2 See also Poursina v. USC1S, 936 F.3d 868 (9th Cir. 2019) (finding USCIS' decision to grant or deny a national interest 
waiver to be discretionary in nature). 
3 In addition, the Petitioner has supplemented the record via the appellate process. 
3 
B. Substantial Merit and National Importance 
The first prong, substantial merit and national importance, focuses on the specific endeavor that the 
noncitizen proposes to undertake. The endeavor's merit may be demonstrated in a range of areas such 
as business, entrepreneurialism, science, technology, culture, health, or education. In determining 
whether the proposed endeavor has national importance, we consider its potential prospective impact. 

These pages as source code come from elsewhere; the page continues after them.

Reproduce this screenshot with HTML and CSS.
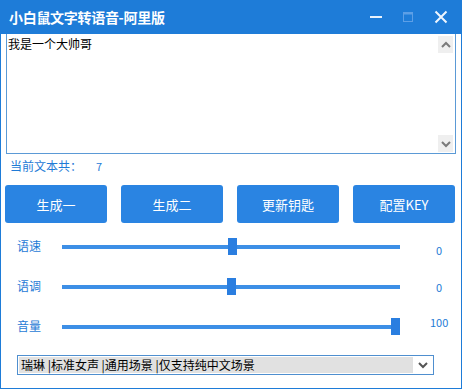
FILE: index.html
```html
<!DOCTYPE html>
<html lang="zh-CN">
<head>
    <meta charset="UTF-8">
    <title>小白鼠文字转语音-阿里版</title>
    <link rel="stylesheet" href="styles.css">
</head>
<body>
    <div class="window">
        <div class="titlebar">
            <span class="title">小白鼠文字转语音-阿里版</span>
            <div class="controls">
                <svg class="ctl" width="14" height="14" viewBox="0 0 14 14"><rect x="1" y="6" width="12" height="2" fill="#e8f2fc"/></svg>
                <svg class="ctl ctl-max" width="14" height="14" viewBox="0 0 14 14"><rect x="2.5" y="2.5" width="9" height="9" fill="none" stroke="#5d9fe6" stroke-width="1"/><rect x="2.5" y="2.5" width="9" height="2" fill="#5d9fe6"/></svg>
                <svg class="ctl" width="16" height="16" viewBox="0 0 16 16"><path d="M2.5 2.5 L13.5 13.5 M13.5 2.5 L2.5 13.5" stroke="#eef6fe" stroke-width="2"/></svg>
            </div>
        </div>

        <div class="editor">
            <div class="editor-text">我是一个大帅哥</div>
            <div class="scrollbar">
                <div class="arrow"><svg width="10" height="8" viewBox="0 0 10 8"><path d="M1 6 L5 2 L9 6" fill="none" stroke="#7a7a7a" stroke-width="2"/></svg></div>
                <div class="arrow"><svg width="10" height="8" viewBox="0 0 10 8"><path d="M1 2 L5 6 L9 2" fill="none" stroke="#7a7a7a" stroke-width="2"/></svg></div>
            </div>
        </div>

        <div class="count">
            <span>当前文本共：</span>
            <span class="count-num">7</span>
        </div>

        <div class="buttons">
            <button class="btn">生成一</button>
            <button class="btn">生成二</button>
            <button class="btn">更新钥匙</button>
            <button class="btn">配置KEY</button>
        </div>

        <div class="sliders">
            <div class="slider-row">
                <span class="slider-label">语速</span>
                <div class="track"><span class="thumb" style="left: 49%"></span></div>
                <span class="slider-value v-low">0</span>
            </div>
            <div class="slider-row">
                <span class="slider-label">语调</span>
                <div class="track"><span class="thumb" style="left: 48.8%"></span></div>
                <span class="slider-value">0</span>
            </div>
            <div class="slider-row">
                <span class="slider-label">音量</span>
                <div class="track"><span class="thumb" style="left: 97.4%"></span></div>
                <span class="slider-value v-high">100</span>
            </div>
        </div>

        <div class="select">
            <div class="select-text">瑞琳 |标准女声 |通用场景 |仅支持纯中文场景</div>
            <div class="select-arrow"><svg width="10" height="8" viewBox="0 0 10 8"><path d="M1 2 L5 6 L9 2" fill="none" stroke="#555" stroke-width="2"/></svg></div>
        </div>
    </div>
</body>
</html>
```

FILE: styles.css
```css
* {
    box-sizing: border-box;
}

body {
    margin: 0;
    font-family: "Noto Sans CJK SC", "Liberation Sans", sans-serif;
    background: #fff;
}

.window {
    width: 462px;
    height: 389px;
    border: 1px solid #1e7cd8;
    border-top: none;
    background: #fff;
}

.titlebar {
    height: 34px;
    background: #1e7cd8;
    display: flex;
    align-items: center;
    padding-left: 9px;
    margin: 0 -1px;
}

.title {
    color: #fff;
    font-size: 14px;
    font-weight: bold;
    letter-spacing: -0.3px;
}

.controls {
    margin-left: auto;
    display: flex;
    align-items: center;
    gap: 18px;
    padding-right: 13px;
}

.ctl {
    display: block;
}

.editor {
    margin: 0 5px 0 5px;
    height: 120px;
    border: 1px solid #5b9ad6;
    border-top: none;
    display: flex;
}

.editor-text {
    flex: 1;
    padding: 2px 0 0 1px;
    font-size: 12px;
    line-height: 16px;
    color: #000;
}

.scrollbar {
    width: 16px;
    margin-right: 1px;
    display: flex;
    flex-direction: column;
    justify-content: space-between;
    padding: 2px 0 1px;
}

.arrow {
    width: 15px;
    height: 17px;
    background: #efefef;
    display: flex;
    align-items: center;
    justify-content: center;
}

.count {
    display: flex;
    padding: 4px 0 0 9px;
    height: 31px;
    font-size: 12px;
    color: #1f7bd6;
    line-height: 16px;
}

.count-num {
    margin-left: 14px;
    font-size: 11px;
}

.buttons {
    display: flex;
    gap: 14px;
    padding: 0 5px 0 4px;
}

.btn {
    width: 102px;
    height: 38px;
    border: none;
    border-radius: 3px;
    background: #2a84e2;
    color: #fff;
    font-family: inherit;
    font-size: 13px;
    padding: 0;
}

.sliders {
    padding-top: 4px;
}

.slider-row {
    display: flex;
    align-items: center;
    height: 40px;
}

.slider-label {
    width: 61px;
    padding-left: 16px;
    font-size: 12px;
    color: #1f7bd6;
    margin-top: -3px;
}

.track {
    position: relative;
    width: 338px;
    height: 4px;
    background: #3d8fe6;
}

.thumb {
    position: absolute;
    top: -7px;
    width: 9px;
    height: 17px;
    background: #2a7ee0;
}

.slider-value {
    flex: 1;
    padding-left: 36px;
    font-size: 11px;
    color: #1f7bd6;
}

.v-low {
    margin-top: 6px;
}

.v-high {
    margin-top: -10px;
    padding-left: 30px;
}

.select {
    margin: 8px 0 0 16px;
    width: 417px;
    height: 20px;
    border: 1px solid #4f8fcf;
    display: flex;
    align-items: center;
    padding: 1px;
}

.select-text {
    width: 394px;
    height: 16px;
    background: #e1e1e1;
    font-size: 12px;
    line-height: 16px;
    padding-left: 2px;
    color: #000;
    white-space: nowrap;
}

.select-arrow {
    flex: 1;
    display: flex;
    justify-content: center;
}
```
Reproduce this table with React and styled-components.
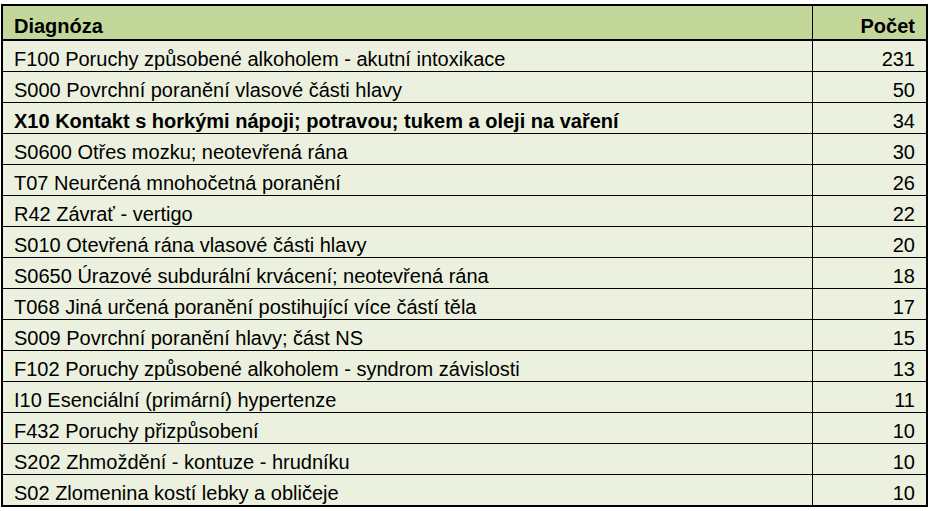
import React from "react";
import styled, { createGlobalStyle } from "styled-components";

const Global = createGlobalStyle`
  html, body { margin: 0; padding: 0; background: #ffffff; }
  body { font-family: "Liberation Sans", Arial, Helvetica, sans-serif; }
`;

const Page = styled.div`
  padding: 4px 0 0 1px;
`;

const Table = styled.table`
  width: 927px;
  border-collapse: collapse;
  table-layout: fixed;
  border: 2px solid #000;
  font-size: 20px;
  color: #000;
`;

const HeadCell = styled.th`
  background: #c4d79b;
  padding: 7px 11px 0 11px;
  font-weight: bold;
  text-align: ${(p) => p.$align || "left"};
  border-left: 1px solid #000;
  border-bottom: 2px solid #000;
  line-height: 26px;
  white-space: nowrap;
`;

const Row = styled.tr`
  background: #ebf1de;
`;

const Cell = styled.td`
  padding: 6px 11px 0 11px;
  font-weight: ${(p) => (p.$bold ? "bold" : "normal")};
  text-align: ${(p) => p.$align || "left"};
  border-left: 1px solid #000;
  border-top: 1px solid #000;
  line-height: 24px;
  white-space: nowrap;
  overflow: hidden;
`;

const rows = [
  ["F100 Poruchy způsobené alkoholem - akutní intoxikace", 231],
  ["S000 Povrchní poranění vlasové části hlavy", 50],
  ["X10 Kontakt s horkými nápoji; potravou; tukem a oleji na vaření", 34, true],
  ["S0600 Otřes mozku; neotevřená rána", 30],
  ["T07 Neurčená mnohočetná poranění", 26],
  ["R42 Závrať - vertigo", 22],
  ["S010 Otevřená rána vlasové části hlavy", 20],
  ["S0650 Úrazové subdurální krvácení; neotevřená rána", 18],
  ["T068 Jiná určená poranění postihující více částí těla", 17],
  ["S009 Povrchní poranění hlavy; část NS", 15],
  ["F102 Poruchy způsobené alkoholem - syndrom závislosti", 13],
  ["I10 Esenciální (primární) hypertenze", 11],
  ["F432 Poruchy přizpůsobení", 10],
  ["S202 Zhmoždění - kontuze - hrudníku", 10],
  ["S02 Zlomenina kostí lebky a obličeje", 10],
];

export default function App() {
  return (
    <Page>
      <Global />
      <Table>
        <colgroup>
          <col />
          <col style={{ width: "115px" }} />
        </colgroup>
        <thead>
          <tr>
            <HeadCell>Diagnóza</HeadCell>
            <HeadCell $align="right">Počet</HeadCell>
          </tr>
        </thead>
        <tbody>
          {rows.map(([name, count, bold]) => (
            <Row key={name}>
              <Cell $bold={bold}>{name}</Cell>
              <Cell $align="right">{count}</Cell>
            </Row>
          ))}
        </tbody>
      </Table>
    </Page>
  );
}
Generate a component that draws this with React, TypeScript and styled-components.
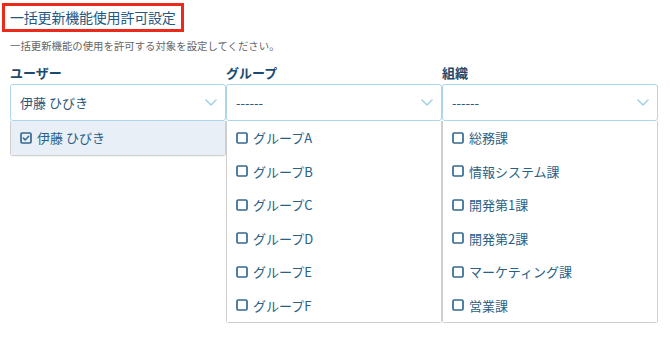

The record shows that the Petitioner's proposed endeavor is "piloting, flight instructing and flight 
training through Crew Resource Management and Human Factor instruction for regional and charter 
airlines." The Director determined that the Petitioner had not established that the proposed endeavor 
is of national importance. 
On appeal, the Petitioner contends that the Director neglected crucial documents demonstrating 
various benefits to the United States that would result directly from the Petitioner's endeavor. The 
Petitioner argues that the record's support letters, industry expert opinion letter, business plan, and 
industry reports reveal the endeavor's substantial merit and national importance. For example, the 
Petitioner asserts that the record demonstrates that his proposed endeavor has significant potential to 
employ U.S. workers, generate substantial economic effects, and address a matter that a government 
entity has deemed important or is the subject of national initiatives. 
The expert opinion letter's author emphasizes the Petitioner's extensive experience in leadership, 
safety and operations of flights, and flights instructions and training. The author farther highlights the 
demand for and significance of the Petitioner's work in the aviation field and states that the Petitioner 
possesses proven expertise in aeronautics, safety management, and flights instructions and training. 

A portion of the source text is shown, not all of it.